# What you are asked to do
In your copy, include every line of the listing below exactly but none of the pictures.

# Dataset content
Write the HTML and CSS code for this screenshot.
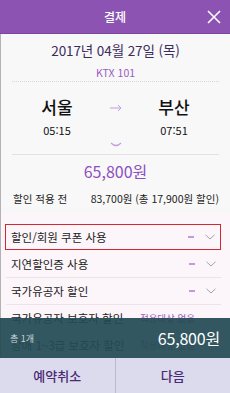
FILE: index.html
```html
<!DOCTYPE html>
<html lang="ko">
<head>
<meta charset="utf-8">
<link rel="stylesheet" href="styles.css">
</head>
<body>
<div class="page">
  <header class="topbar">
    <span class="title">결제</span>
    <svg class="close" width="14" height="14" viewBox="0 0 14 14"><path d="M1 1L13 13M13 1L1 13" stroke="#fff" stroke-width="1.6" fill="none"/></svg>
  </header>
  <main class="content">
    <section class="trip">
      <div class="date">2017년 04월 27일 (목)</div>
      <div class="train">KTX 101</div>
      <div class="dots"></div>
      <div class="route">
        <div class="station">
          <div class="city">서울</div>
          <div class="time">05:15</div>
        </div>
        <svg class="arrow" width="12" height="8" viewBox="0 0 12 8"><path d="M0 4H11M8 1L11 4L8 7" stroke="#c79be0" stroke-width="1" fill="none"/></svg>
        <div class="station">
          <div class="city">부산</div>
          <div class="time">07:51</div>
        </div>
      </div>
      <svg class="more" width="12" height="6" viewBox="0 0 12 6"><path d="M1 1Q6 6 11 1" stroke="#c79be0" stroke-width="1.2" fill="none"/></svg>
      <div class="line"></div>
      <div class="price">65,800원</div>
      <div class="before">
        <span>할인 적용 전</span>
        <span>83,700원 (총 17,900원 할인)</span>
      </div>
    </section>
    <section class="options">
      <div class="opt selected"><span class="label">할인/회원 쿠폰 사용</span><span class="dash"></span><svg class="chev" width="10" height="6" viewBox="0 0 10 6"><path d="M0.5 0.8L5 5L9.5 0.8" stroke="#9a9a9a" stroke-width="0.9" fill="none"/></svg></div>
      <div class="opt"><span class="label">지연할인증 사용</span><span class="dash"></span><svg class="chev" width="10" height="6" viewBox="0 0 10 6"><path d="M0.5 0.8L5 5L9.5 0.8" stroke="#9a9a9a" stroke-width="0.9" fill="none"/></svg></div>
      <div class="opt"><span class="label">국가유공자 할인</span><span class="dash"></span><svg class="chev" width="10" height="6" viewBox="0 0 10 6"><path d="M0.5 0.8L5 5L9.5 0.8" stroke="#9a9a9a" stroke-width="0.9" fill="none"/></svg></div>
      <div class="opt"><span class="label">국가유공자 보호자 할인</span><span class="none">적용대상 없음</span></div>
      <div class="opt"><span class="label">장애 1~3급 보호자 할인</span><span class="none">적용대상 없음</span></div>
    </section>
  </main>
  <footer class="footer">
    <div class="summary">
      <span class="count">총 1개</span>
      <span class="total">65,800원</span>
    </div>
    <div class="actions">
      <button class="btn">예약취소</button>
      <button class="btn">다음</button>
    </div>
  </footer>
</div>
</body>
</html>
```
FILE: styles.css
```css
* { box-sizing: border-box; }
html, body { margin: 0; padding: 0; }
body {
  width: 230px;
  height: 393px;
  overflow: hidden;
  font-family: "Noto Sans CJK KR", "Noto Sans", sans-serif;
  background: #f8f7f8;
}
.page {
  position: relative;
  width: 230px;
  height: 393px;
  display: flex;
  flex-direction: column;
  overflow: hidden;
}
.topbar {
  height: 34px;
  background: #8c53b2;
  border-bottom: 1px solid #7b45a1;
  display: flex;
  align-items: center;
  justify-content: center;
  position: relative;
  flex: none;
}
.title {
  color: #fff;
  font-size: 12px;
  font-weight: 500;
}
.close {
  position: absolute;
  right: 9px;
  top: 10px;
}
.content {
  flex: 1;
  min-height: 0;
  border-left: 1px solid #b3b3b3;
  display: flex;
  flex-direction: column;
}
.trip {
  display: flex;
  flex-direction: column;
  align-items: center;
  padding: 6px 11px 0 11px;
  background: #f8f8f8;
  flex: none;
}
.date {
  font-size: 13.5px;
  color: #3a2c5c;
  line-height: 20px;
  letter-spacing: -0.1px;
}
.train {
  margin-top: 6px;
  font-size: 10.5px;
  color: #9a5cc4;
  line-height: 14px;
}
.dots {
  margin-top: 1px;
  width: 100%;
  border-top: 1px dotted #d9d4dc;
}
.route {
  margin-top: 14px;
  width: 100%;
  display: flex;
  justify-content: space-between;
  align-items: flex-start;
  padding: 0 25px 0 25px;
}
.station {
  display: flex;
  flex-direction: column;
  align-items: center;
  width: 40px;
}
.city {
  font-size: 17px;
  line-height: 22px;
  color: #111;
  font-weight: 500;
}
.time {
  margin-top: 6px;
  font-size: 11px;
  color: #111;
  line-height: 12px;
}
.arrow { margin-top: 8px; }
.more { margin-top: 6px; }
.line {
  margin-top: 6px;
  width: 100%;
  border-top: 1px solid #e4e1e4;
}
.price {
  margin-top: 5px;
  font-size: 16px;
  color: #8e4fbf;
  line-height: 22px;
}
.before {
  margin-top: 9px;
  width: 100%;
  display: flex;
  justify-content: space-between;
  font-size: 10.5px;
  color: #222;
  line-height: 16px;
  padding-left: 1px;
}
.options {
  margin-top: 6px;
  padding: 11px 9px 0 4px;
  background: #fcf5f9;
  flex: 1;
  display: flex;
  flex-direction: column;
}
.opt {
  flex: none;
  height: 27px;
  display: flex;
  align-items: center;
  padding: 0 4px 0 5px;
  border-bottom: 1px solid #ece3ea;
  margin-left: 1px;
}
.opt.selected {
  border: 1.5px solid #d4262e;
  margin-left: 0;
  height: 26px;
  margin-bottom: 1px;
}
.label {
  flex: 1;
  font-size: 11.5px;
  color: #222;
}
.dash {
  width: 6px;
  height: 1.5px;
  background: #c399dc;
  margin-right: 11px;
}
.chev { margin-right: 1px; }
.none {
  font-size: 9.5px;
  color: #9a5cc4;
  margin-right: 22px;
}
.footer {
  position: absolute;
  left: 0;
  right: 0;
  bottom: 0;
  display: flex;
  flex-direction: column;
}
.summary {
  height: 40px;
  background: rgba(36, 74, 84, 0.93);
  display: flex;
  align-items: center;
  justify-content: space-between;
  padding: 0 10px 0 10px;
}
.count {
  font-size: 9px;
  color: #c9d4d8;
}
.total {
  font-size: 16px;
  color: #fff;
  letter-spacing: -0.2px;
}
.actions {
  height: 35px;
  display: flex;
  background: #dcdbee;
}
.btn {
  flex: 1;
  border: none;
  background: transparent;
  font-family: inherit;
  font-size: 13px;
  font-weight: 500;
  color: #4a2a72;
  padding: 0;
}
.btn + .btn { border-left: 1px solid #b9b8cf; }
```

# The answer
Write the HTML and CSS code for this screenshot.
FILE: index.html
```html
<!DOCTYPE html>
<html lang="ko">
<head>
<meta charset="utf-8">
<link rel="stylesheet" href="styles.css">
</head>
<body>
<div class="page">
  <header class="topbar">
    <span class="title">결제</span>
    <svg class="close" width="14" height="14" viewBox="0 0 14 14"><path d="M1 1L13 13M13 1L1 13" stroke="#fff" stroke-width="1.6" fill="none"/></svg>
  </header>
  <main class="content">
    <section class="trip">
      <div class="date">2017년 04월 27일 (목)</div>
      <div class="train">KTX 101</div>
      <div class="dots"></div>
      <div class="route">
        <div class="station">
          <div class="city">서울</div>
          <div class="time">05:15</div>
        </div>
        <svg class="arrow" width="12" height="8" viewBox="0 0 12 8"><path d="M0 4H11M8 1L11 4L8 7" stroke="#c79be0" stroke-width="1" fill="none"/></svg>
        <div class="station">
          <div class="city">부산</div>
          <div class="time">07:51</div>
        </div>
      </div>
      <svg class="more" width="12" height="6" viewBox="0 0 12 6"><path d="M1 1Q6 6 11 1" stroke="#c79be0" stroke-width="1.2" fill="none"/></svg>
      <div class="line"></div>
      <div class="price">65,800원</div>
      <div class="before">
        <span>할인 적용 전</span>
        <span>83,700원 (총 17,900원 할인)</span>
      </div>
    </section>
    <section class="options">
      <div class="opt selected"><span class="label">할인/회원 쿠폰 사용</span><span class="dash"></span><svg class="chev" width="10" height="6" viewBox="0 0 10 6"><path d="M0.5 0.8L5 5L9.5 0.8" stroke="#9a9a9a" stroke-width="0.9" fill="none"/></svg></div>
      <div class="opt"><span class="label">지연할인증 사용</span><span class="dash"></span><svg class="chev" width="10" height="6" viewBox="0 0 10 6"><path d="M0.5 0.8L5 5L9.5 0.8" stroke="#9a9a9a" stroke-width="0.9" fill="none"/></svg></div>
      <div class="opt"><span class="label">국가유공자 할인</span><span class="dash"></span><svg class="chev" width="10" height="6" viewBox="0 0 10 6"><path d="M0.5 0.8L5 5L9.5 0.8" stroke="#9a9a9a" stroke-width="0.9" fill="none"/></svg></div>
      <div class="opt"><span class="label">국가유공자 보호자 할인</span><span class="none">적용대상 없음</span></div>
      <div class="opt"><span class="label">장애 1~3급 보호자 할인</span><span class="none">적용대상 없음</span></div>
    </section>
  </main>
  <footer class="footer">
    <div class="summary">
      <span class="count">총 1개</span>
      <span class="total">65,800원</span>
    </div>
    <div class="actions">
      <button class="btn">예약취소</button>
      <button class="btn">다음</button>
    </div>
  </footer>
</div>
</body>
</html>
```
FILE: styles.css
```css
* { box-sizing: border-box; }
html, body { margin: 0; padding: 0; }
body {
  width: 230px;
  height: 393px;
  overflow: hidden;
  font-family: "Noto Sans CJK KR", "Noto Sans", sans-serif;
  background: #f8f7f8;
}
.page {
  position: relative;
  width: 230px;
  height: 393px;
  display: flex;
  flex-direction: column;
  overflow: hidden;
}
.topbar {
  height: 34px;
  background: #8c53b2;
  border-bottom: 1px solid #7b45a1;
  display: flex;
  align-items: center;
  justify-content: center;
  position: relative;
  flex: none;
}
.title {
  color: #fff;
  font-size: 12px;
  font-weight: 500;
}
.close {
  position: absolute;
  right: 9px;
  top: 10px;
}
.content {
  flex: 1;
  min-height: 0;
  border-left: 1px solid #b3b3b3;
  display: flex;
  flex-direction: column;
}
.trip {
  display: flex;
  flex-direction: column;
  align-items: center;
  padding: 6px 11px 0 11px;
  background: #f8f8f8;
  flex: none;
}
.date {
  font-size: 13.5px;
  color: #3a2c5c;
  line-height: 20px;
  letter-spacing: -0.1px;
}
.train {
  margin-top: 6px;
  font-size: 10.5px;
  color: #9a5cc4;
  line-height: 14px;
}
.dots {
  margin-top: 1px;
  width: 100%;
  border-top: 1px dotted #d9d4dc;
}
.route {
  margin-top: 14px;
  width: 100%;
  display: flex;
  justify-content: space-between;
  align-items: flex-start;
  padding: 0 25px 0 25px;
}
.station {
  display: flex;
  flex-direction: column;
  align-items: center;
  width: 40px;
}
.city {
  font-size: 17px;
  line-height: 22px;
  color: #111;
  font-weight: 500;
}
.time {
  margin-top: 6px;
  font-size: 11px;
  color: #111;
  line-height: 12px;
}
.arrow { margin-top: 8px; }
.more { margin-top: 6px; }
.line {
  margin-top: 6px;
  width: 100%;
  border-top: 1px solid #e4e1e4;
}
.price {
  margin-top: 5px;
  font-size: 16px;
  color: #8e4fbf;
  line-height: 22px;
}
.before {
  margin-top: 9px;
  width: 100%;
  display: flex;
  justify-content: space-between;
  font-size: 10.5px;
  color: #222;
  line-height: 16px;
  padding-left: 1px;
}
.options {
  margin-top: 6px;
  padding: 11px 9px 0 4px;
  background: #fcf5f9;
  flex: 1;
  display: flex;
  flex-direction: column;
}
.opt {
  flex: none;
  height: 27px;
  display: flex;
  align-items: center;
  padding: 0 4px 0 5px;
  border-bottom: 1px solid #ece3ea;
  margin-left: 1px;
}
.opt.selected {
  border: 1.5px solid #d4262e;
  margin-left: 0;
  height: 26px;
  margin-bottom: 1px;
}
.label {
  flex: 1;
  font-size: 11.5px;
  color: #222;
}
.dash {
  width: 6px;
  height: 1.5px;
  background: #c399dc;
  margin-right: 11px;
}
.chev { margin-right: 1px; }
.none {
  font-size: 9.5px;
  color: #9a5cc4;
  margin-right: 22px;
}
.footer {
  position: absolute;
  left: 0;
  right: 0;
  bottom: 0;
  display: flex;
  flex-direction: column;
}
.summary {
  height: 40px;
  background: rgba(36, 74, 84, 0.93);
  display: flex;
  align-items: center;
  justify-content: space-between;
  padding: 0 10px 0 10px;
}
.count {
  font-size: 9px;
  color: #c9d4d8;
}
.total {
  font-size: 16px;
  color: #fff;
  letter-spacing: -0.2px;
}
.actions {
  height: 35px;
  display: flex;
  background: #dcdbee;
}
.btn {
  flex: 1;
  border: none;
  background: transparent;
  font-family: inherit;
  font-size: 13px;
  font-weight: 500;
  color: #4a2a72;
  padding: 0;
}
.btn + .btn { border-left: 1px solid #b9b8cf; }
```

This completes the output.